Painter and Form Master
Georg Muche joined the Bauhaus Weimar in 1919 or early 1920 as one of its youngest masters. Walter Gropius appointed painters to lead the artistic direction of craft workshops under the dual-master structure the school required, and Muche took on the Form Master role for the weaving workshop from around 1920. He held that position until his departure in 1927, through the Weimar period and briefly into Dessau. Between 1921 and 1922 he also led the preliminary course.
His primary training and continuing practice were in painting, with expressionist roots. The weaving workshop was not a natural fit for a painter, but the dual-master structure did not require Form Masters to command the craft they supervised — only to provide artistic direction while a Werkmeister handled technical instruction. In weaving, that partner was Gunta Stölzl, who through the Weimar years did much of the pedagogical and technical work that shaped the workshop’s actual output. Muche’s role was institutional and formal: he held the workshop’s position within the school while it developed the abstract, geometrically rigorous textile design that distinguished its output.
Haus am Horn
In 1923, Gropius asked Muche to design the centrepiece of the school’s first major public exhibition: a complete model house. The Haus am Horn, built for the 1923 Weimar exhibition, was Muche’s sole architectural project and the only building the Bauhaus designed and constructed in Weimar. He was not a trained architect, and Gropius’s own office — with Adolf Meyer — provided construction oversight. The building’s plan was a square with a central living room of double height surrounded by smaller functional rooms for sleeping, dining, bathing, and working: a rational organisation that treated the domestic programme as a problem of spatial efficiency. Prefabricated concrete elements were used throughout.
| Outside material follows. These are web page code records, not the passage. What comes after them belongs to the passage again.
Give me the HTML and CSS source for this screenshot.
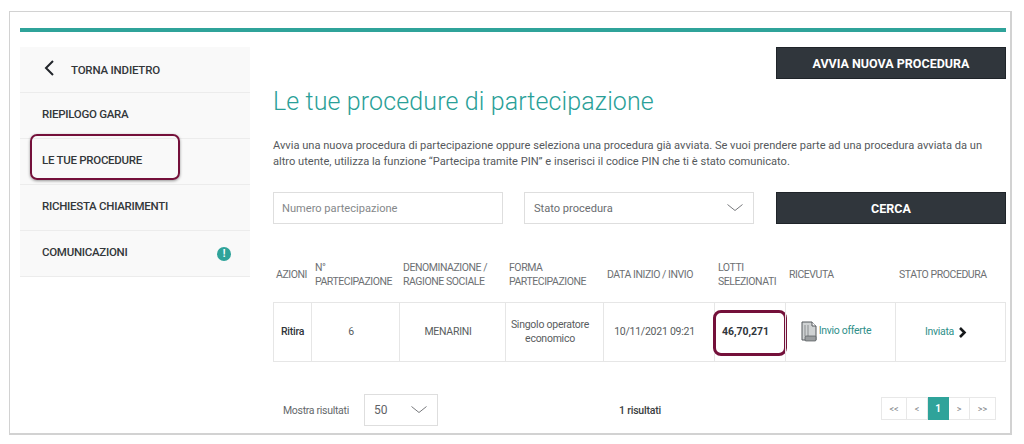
FILE: index.html
```html
<!DOCTYPE html>
<html lang="it">
<head>
<meta charset="utf-8">
<title>Le tue procedure di partecipazione</title>
<link rel="stylesheet" href="styles.css">
</head>
<body>
<div class="frame">
  <div class="topbar"></div>
  <div class="columns">
    <nav class="side">
      <a class="side-item back"><svg class="back-icon" width="12" height="18" viewBox="0 0 12 18"><path d="M10 2 3 9l7 7" fill="none" stroke="#22262b" stroke-width="2"/></svg>TORNA INDIETRO</a>
      <a class="side-item">RIEPILOGO GARA</a>
      <a class="side-item current">LE TUE PROCEDURE<span class="mark mark-side"></span></a>
      <a class="side-item">RICHIESTA CHIARIMENTI</a>
      <a class="side-item">COMUNICAZIONI<span class="badge">!</span></a>
    </nav>
    <main class="content">
      <div class="top-action"><button class="btn btn-new">AVVIA NUOVA PROCEDURA</button></div>
      <h1>Le tue procedure di partecipazione</h1>
      <p class="intro">Avvia una nuova procedura di partecipazione oppure seleziona una procedura già avviata. Se vuoi prendere parte ad una procedura avviata da un<br>altro utente, utilizza la funzione “Partecipa tramite PIN” e inserisci il codice PIN che ti è stato comunicato.</p>
      <div class="filters">
        <div class="field field-num">Numero partecipazione</div>
        <div class="field field-state">Stato procedura<svg class="chev" width="16" height="8" viewBox="0 0 16 8"><path d="M.5.5l7.500 6 7.500-6" fill="none" stroke="#77797c" stroke-width="1"/></svg></div>
        <button class="btn btn-search">CERCA</button>
      </div>
      <div class="grid heads">
        <div class="head head-first">AZIONI</div>
        <div class="head">N°<br>PARTECIPAZIONE</div>
        <div class="head">DENOMINAZIONE /<br>RAGIONE SOCIALE</div>
        <div class="head">FORMA<br>PARTECIPAZIONE</div>
        <div class="head">DATA INIZIO / INVIO</div>
        <div class="head">LOTTI<br>SELEZIONATI</div>
        <div class="head">RICEVUTA</div>
        <div class="head">STATO PROCEDURA</div>
      </div>
      <div class="grid row">
        <div class="cell strong">Ritira</div>
        <div class="cell">6</div>
        <div class="cell">MENARINI</div>
        <div class="cell">Singolo operatore<br>economico</div>
        <div class="cell">10/11/2021 09:21</div>
        <div class="cell lots">46,70,271<span class="mark mark-cell"></span></div>
        <div class="cell receipt"><svg width="16" height="21" viewBox="0 0 16 21"><path d="M1 1h10l4 4v14H1z" fill="#cfd2d3" stroke="#55595c"/><path d="M11 1v4h4" fill="#fff" stroke="#55595c"/><path d="M4 4v11M7 4v11" stroke="#8b8e90"/><rect x="4" y="15" width="11" height="5" rx="1" fill="#9a9d9f" stroke="#55595c" stroke-width=".7"/></svg><span class="link">Invio offerte</span></div>
        <div class="cell"><span class="link">Inviata</span><svg width="9" height="11" viewBox="0 0 9 11"><path d="M2 1l4.500 4.500L2 10" fill="none" stroke="#15181a" stroke-width="2.600"/></svg></div>
      </div>
      <div class="pager-row">
        <span class="show-label">Mostra risultati</span>
        <div class="page-size">50<svg width="16" height="8" viewBox="0 0 16 8"><path d="M.5.5l7.500 6 7.500-6" fill="none" stroke="#77797c" stroke-width="1"/></svg></div>
        <span class="count">1 risultati</span>
        <div class="pager">
          <span class="pg pg-wide">&lt;&lt;</span><span class="pg">&lt;</span><span class="pg active">1</span><span class="pg">&gt;</span><span class="pg pg-wide">&gt;&gt;</span>
        </div>
      </div>
    </main>
  </div>
</div>
</body>
</html>
```
FILE: styles.css
```css
* { box-sizing: border-box; }
html, body { margin: 0; background: #fff; }
body {
  width: 1024px;
  height: 444px;
  padding: 11px 0 0 9px;
  font-family: "Roboto", "Liberation Sans", sans-serif;
  color: #5f6366;
  overflow: hidden;
}
.frame {
  width: 1003px;
  height: 424px;
  border: 1px solid #d2d2d2;
  border-bottom-width: 2px;
  border-right-width: 2px;
  padding: 16px 4px 0 10px;
}
.topbar { height: 4px; background: #2fa39a; }
.columns { display: flex; margin-top: 15px; }

.side { width: 230px; flex: none; margin-right: 23px; }
.side-item {
  position: relative;
  display: flex;
  align-items: center;
  height: 46px;
  padding-left: 22px;
  padding-bottom: 4px;
  background: #f9f9f9;
  border-bottom: 1px solid #ececec;
  font-size: 11.500px;
  font-weight: 500;
  letter-spacing: -.28px;
  color: #33373a;
}
.back { padding-left: 23px; padding-bottom: 0; letter-spacing: -.2px; }
.back-icon { margin-right: 16px; margin-bottom: 3px; }
.badge {
  position: absolute;
  left: 197px;
  top: 16px;
  width: 14px;
  height: 14px;
  border-radius: 50%;
  background: #2fa39a;
  color: #fff;
  font-size: 10px;
  font-weight: 700;
  line-height: 14px;
  text-align: center;
}
.mark { position: absolute; border: 2px solid #74103a; }
.mark-side {
  left: 10px;
  top: -5px;
  width: 150px;
  height: 46px;
  border-radius: 7px;
  box-shadow: 0 1px 3px rgba(0,0,0,.4);
}
.mark-cell { left: -2px; top: 7px; width: 74px; height: 46px; border-width: 3px; border-radius: 8px; }

.content { width: 733px; flex: none; }
.top-action { display: flex; justify-content: flex-end; }
.btn {
  display: block;
  border: 1px solid #1f2429;
  background: #30363c;
  color: #fff;
  font-family: inherit;
  font-weight: 700;
  font-size: 12.500px;
  padding: 0;
}
.btn-new { width: 230px; height: 32px; }
h1 {
  margin: 5px 0 0;
  font-size: 25px;
  line-height: 36px;
  font-weight: 300;
  letter-spacing: .12px;
  color: #2a9f98;
}
.intro {
  margin: 18px 0 0;
  font-size: 11.100px;
  line-height: 16px;
  color: #55595c;
  white-space: nowrap;
}
.filters { display: flex; margin-top: 22px; }
.field {
  display: flex;
  align-items: center;
  justify-content: space-between;
  height: 32px;
  border: 1px solid #dedede;
  padding: 0 10px 0 8px;
  font-size: 11.100px;
  color: #85888a;
}
.field-num { width: 230px; margin-right: 21px; }
.field-state { width: 230px; margin-right: 22px; padding-left: 9px; color: #6a6d70; }
.btn-search { width: 230px; height: 32px; }

.grid {
  display: grid;
  grid-template-columns: 38px 88px 106px 98px 111px 71px 110px 111px;
}
.heads { height: 51px; margin-top: 27px; }
.head {
  display: flex;
  align-items: center;
  padding: 0 0 4px 4px;
  font-size: 10.500px;
  line-height: 14px;
  color: #6d7073;
  white-space: nowrap;
  letter-spacing: -.45px;
}
.head-first { padding-left: 3px; }
.row { height: 60px; border-top: 1px solid #e6e6e6; border-bottom: 1px solid #e6e6e6; }
.cell {
  position: relative;
  display: flex;
  align-items: center;
  justify-content: center;
  gap: 4px;
  padding-right: 9px;
  border-left: 1px solid #e6e6e6;
  font-size: 10.500px;
  line-height: 14px;
  text-align: center;
  color: #595d60;
  white-space: nowrap;
  letter-spacing: -.25px;
}
.cell:last-child { border-right: 1px solid #e6e6e6; }
.strong { padding-right: 0; font-weight: 500; color: #30353a; }
.lots { font-weight: 700; color: #30353a; letter-spacing: -.05px; }
.receipt { gap: 2px; padding-bottom: 2px; }
.link { color: #2f8f89; font-weight: 400; letter-spacing: -.3px; }

.pager-row { display: flex; align-items: center; height: 32px; margin-top: 32px; font-size: 10.500px; }
.show-label { margin-left: 10px; width: 81px; flex: none; color: #64686b; letter-spacing: -.3px; }
.page-size {
  display: flex;
  align-items: center;
  justify-content: space-between;
  width: 74px;
  height: 32px;
  flex: none;
  border: 1px solid #dedede;
  padding: 0 10px 0 9px;
  font-size: 12px;
  color: #5f6366;
}
.count { margin-left: 181px; font-weight: 500; color: #3a3e41; width: 262px; flex: none; letter-spacing: -.2px; }
.pager { display: flex; height: 23px; margin-bottom: 3px; }
.pg {
  display: flex;
  align-items: center;
  justify-content: center;
  width: 21px;
  border: 1px solid #e8e8e8;
  border-left-width: 0;
  font-size: 9px;
  color: #85888a;
}
.pg:first-child { border-left-width: 1px; }
.pg-wide { width: 26px; }
.active { background: #2fa39a; border-color: #2fa39a; color: #fff; font-weight: 700; font-size: 10px; }
```
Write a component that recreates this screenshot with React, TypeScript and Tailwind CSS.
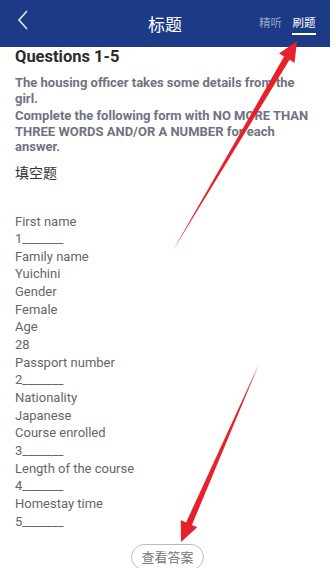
import React from "react";

const fields: string[] = [
  "First name",
  "1_______",
  "Family name",
  "Yuichini",
  "Gender",
  "Female",
  "Age",
  "28",
  "Passport number",
  "2_______",
  "Nationality",
  "Japanese",
  "Course enrolled",
  "3_______",
  "Length of the course",
  "4_______",
  "Homestay time",
  "5_______",
];

function Arrow({ x1, y1, x2, y2 }: { x1: number; y1: number; x2: number; y2: number }) {
  const dx = x2 - x1;
  const dy = y2 - y1;
  const len = Math.hypot(dx, dy);
  const ux = dx / len;
  const uy = dy / len;
  const px = -uy;
  const py = ux;
  const headLen = 20;
  const headW = 9;
  const shaftW = 3.2;
  const bx = x2 - ux * headLen;
  const by = y2 - uy * headLen;
  const pts = [
    [x1, y1],
    [bx + px * shaftW, by + py * shaftW],
    [bx + px * headW, by + py * headW],
    [x2, y2],
    [bx - px * headW, by - py * headW],
    [bx - px * shaftW, by - py * shaftW],
  ]
    .map((p) => p.join(","))
    .join(" ");
  return <polygon points={pts} fill="#e8202a" />;
}

export default function App() {
  return (
    <div
      className="relative w-[330px] h-[568px] overflow-hidden bg-white"
      style={{ fontFamily: "Roboto, 'Noto Sans CJK SC', sans-serif" }}
    >
      <header className="h-[47px] bg-[#1d3a87] grid grid-cols-[1fr_auto_1fr] items-center">
        <div className="pl-[17px] flex items-center">
          <svg width="12" height="20" viewBox="0 0 12 20" className="mt-[-8px]">
            <path d="M10 1 L2 10 L10 19" fill="none" stroke="#e6e9f5" strokeWidth="1.6" />
          </svg>
        </div>
        <div className="text-white text-[17px] leading-none pt-[4px]">标题</div>
        <div className="flex justify-end items-start gap-[10px] pr-[14px] pt-[6px]">
          <span className="text-[11.5px] text-[#9aa3c6] leading-none">精听</span>
          <span className="flex flex-col items-center">
            <span className="text-[11.5px] text-white leading-none">刷题</span>
            <span className="mt-[4px] h-[2px] w-[24px] bg-white" />
          </span>
        </div>
      </header>

      <main className="px-[15px]">
        <h1 className="text-[16.5px] font-bold text-[#2b2b2b] leading-[20px]">Questions 1-5</h1>
        <div className="mt-[8px] text-[13px] font-bold text-[#70737f] leading-[15.5px]">
          <p>The housing officer takes some details from the girl.</p>
          <p className="mt-[2px]">
            Complete the following form with NO MORE THAN THREE WORDS AND/OR A NUMBER for each answer.
          </p>
        </div>
        <p className="mt-[9px] text-[14px] text-[#333] leading-[18px]">填空题</p>

        <ul className="mt-[31px] text-[13px] text-[#666] leading-[17.65px]">
          {fields.map((f, i) => (
            <li key={i}>{f}</li>
          ))}
        </ul>

        <div className="flex justify-center mt-[14px] pl-[5px]">
          <button className="h-[26px] px-[9px] rounded-full border border-[#bdbdbd] text-[13px] text-[#777] leading-none">
            查看答案
          </button>
        </div>
      </main>

      <svg className="absolute inset-0 pointer-events-none" width="330" height="568">
        <Arrow x1={172} y1={252} x2={297} y2={41} />
        <Arrow x1={259} y1={364} x2={181} y2={542} />
      </svg>
    </div>
  );
}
What made the house significant beyond the floor plan was its execution. Every Bauhaus workshop contributed to the interiors: Marcel Breuer designed the furniture, Gunta Stölzl and the weaving workshop supplied textiles, Marianne Brandt provided lighting elements, and Alma Siedhoff-Buscher designed the children’s room. The house was total design as a collaboration — the school’s workshops producing a single integrated result rather than isolated objects. It was the most complete realisation of the Bauhaus model of unified making that the Weimar phase produced, and it demonstrated that the school’s ambitions could take built form. The building still stands and is a UNESCO World Heritage Site.
Departure
Muche left the Bauhaus in July 1927. Gunta Stölzl, who had been developing the workshop’s artistic and technical direction throughout the Weimar years, assumed full leadership — becoming the school’s first female “young master.” Muche continued teaching elsewhere, including at the Johannes Itten school in Berlin, and maintained his painting practice. His contribution to the Bauhaus rested less on his individual artistic output than on his years holding a productive workshop together during its formative period and on the house he designed for an exhibition that gave the school its most tangible public demonstration of what it was trying to do.